TASK OBJECTIVE
Leave out any picture and return the remaining listing below exactly as given.

──────── SUPPLIED INFORMATION ────────

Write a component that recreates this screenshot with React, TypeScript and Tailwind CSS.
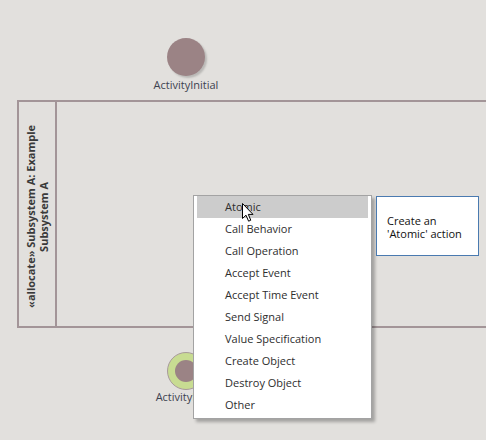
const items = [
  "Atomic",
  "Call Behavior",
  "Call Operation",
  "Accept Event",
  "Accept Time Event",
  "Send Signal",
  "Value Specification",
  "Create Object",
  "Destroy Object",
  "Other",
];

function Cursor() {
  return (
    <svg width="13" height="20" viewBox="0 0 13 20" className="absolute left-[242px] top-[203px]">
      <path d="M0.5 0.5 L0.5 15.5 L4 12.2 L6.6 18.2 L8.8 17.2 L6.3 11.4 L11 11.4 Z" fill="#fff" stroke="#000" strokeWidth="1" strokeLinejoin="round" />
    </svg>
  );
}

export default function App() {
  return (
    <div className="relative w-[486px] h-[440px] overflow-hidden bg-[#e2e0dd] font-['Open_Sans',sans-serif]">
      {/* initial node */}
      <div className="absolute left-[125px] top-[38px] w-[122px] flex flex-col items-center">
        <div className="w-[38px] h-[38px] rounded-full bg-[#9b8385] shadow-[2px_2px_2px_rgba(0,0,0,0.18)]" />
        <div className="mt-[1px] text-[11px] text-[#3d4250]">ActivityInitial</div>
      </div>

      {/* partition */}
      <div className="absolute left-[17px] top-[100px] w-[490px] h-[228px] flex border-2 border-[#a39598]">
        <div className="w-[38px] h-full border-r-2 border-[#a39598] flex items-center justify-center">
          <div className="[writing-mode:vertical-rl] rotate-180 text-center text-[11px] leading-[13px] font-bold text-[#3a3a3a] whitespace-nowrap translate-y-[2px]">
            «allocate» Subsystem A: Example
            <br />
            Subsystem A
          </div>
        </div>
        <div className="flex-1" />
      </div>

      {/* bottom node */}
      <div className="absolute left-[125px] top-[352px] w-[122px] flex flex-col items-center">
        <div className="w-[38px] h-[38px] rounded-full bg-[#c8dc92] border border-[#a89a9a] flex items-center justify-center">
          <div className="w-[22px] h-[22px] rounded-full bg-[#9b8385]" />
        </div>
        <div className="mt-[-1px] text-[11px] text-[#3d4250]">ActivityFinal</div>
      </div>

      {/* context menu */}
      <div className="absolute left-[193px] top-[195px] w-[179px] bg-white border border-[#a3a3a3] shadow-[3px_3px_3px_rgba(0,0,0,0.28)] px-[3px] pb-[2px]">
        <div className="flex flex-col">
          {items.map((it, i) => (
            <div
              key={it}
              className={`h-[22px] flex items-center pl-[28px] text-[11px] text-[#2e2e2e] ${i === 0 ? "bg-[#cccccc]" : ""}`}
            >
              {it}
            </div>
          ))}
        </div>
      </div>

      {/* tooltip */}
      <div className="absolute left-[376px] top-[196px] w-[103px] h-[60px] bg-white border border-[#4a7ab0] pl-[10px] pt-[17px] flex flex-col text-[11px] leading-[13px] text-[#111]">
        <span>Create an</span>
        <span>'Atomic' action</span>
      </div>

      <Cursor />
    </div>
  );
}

────────

CORRECT RESULT
Write a component that recreates this screenshot with React, TypeScript and Tailwind CSS.
const items = [
  "Atomic",
  "Call Behavior",
  "Call Operation",
  "Accept Event",
  "Accept Time Event",
  "Send Signal",
  "Value Specification",
  "Create Object",
  "Destroy Object",
  "Other",
];

function Cursor() {
  return (
    <svg width="13" height="20" viewBox="0 0 13 20" className="absolute left-[242px] top-[203px]">
      <path d="M0.5 0.5 L0.5 15.5 L4 12.2 L6.6 18.2 L8.8 17.2 L6.3 11.4 L11 11.4 Z" fill="#fff" stroke="#000" strokeWidth="1" strokeLinejoin="round" />
    </svg>
  );
}

export default function App() {
  return (
    <div className="relative w-[486px] h-[440px] overflow-hidden bg-[#e2e0dd] font-['Open_Sans',sans-serif]">
      {/* initial node */}
      <div className="absolute left-[125px] top-[38px] w-[122px] flex flex-col items-center">
        <div className="w-[38px] h-[38px] rounded-full bg-[#9b8385] shadow-[2px_2px_2px_rgba(0,0,0,0.18)]" />
        <div className="mt-[1px] text-[11px] text-[#3d4250]">ActivityInitial</div>
      </div>

      {/* partition */}
      <div className="absolute left-[17px] top-[100px] w-[490px] h-[228px] flex border-2 border-[#a39598]">
        <div className="w-[38px] h-full border-r-2 border-[#a39598] flex items-center justify-center">
          <div className="[writing-mode:vertical-rl] rotate-180 text-center text-[11px] leading-[13px] font-bold text-[#3a3a3a] whitespace-nowrap translate-y-[2px]">
            «allocate» Subsystem A: Example
            <br />
            Subsystem A
          </div>
        </div>
        <div className="flex-1" />
      </div>

      {/* bottom node */}
      <div className="absolute left-[125px] top-[352px] w-[122px] flex flex-col items-center">
        <div className="w-[38px] h-[38px] rounded-full bg-[#c8dc92] border border-[#a89a9a] flex items-center justify-center">
          <div className="w-[22px] h-[22px] rounded-full bg-[#9b8385]" />
        </div>
        <div className="mt-[-1px] text-[11px] text-[#3d4250]">ActivityFinal</div>
      </div>

      {/* context menu */}
      <div className="absolute left-[193px] top-[195px] w-[179px] bg-white border border-[#a3a3a3] shadow-[3px_3px_3px_rgba(0,0,0,0.28)] px-[3px] pb-[2px]">
        <div className="flex flex-col">
          {items.map((it, i) => (
            <div
              key={it}
              className={`h-[22px] flex items-center pl-[28px] text-[11px] text-[#2e2e2e] ${i === 0 ? "bg-[#cccccc]" : ""}`}
            >
              {it}
            </div>
          ))}
        </div>
      </div>

      {/* tooltip */}
      <div className="absolute left-[376px] top-[196px] w-[103px] h-[60px] bg-white border border-[#4a7ab0] pl-[10px] pt-[17px] flex flex-col text-[11px] leading-[13px] text-[#111]">
        <span>Create an</span>
        <span>'Atomic' action</span>
      </div>

      <Cursor />
    </div>
  );
}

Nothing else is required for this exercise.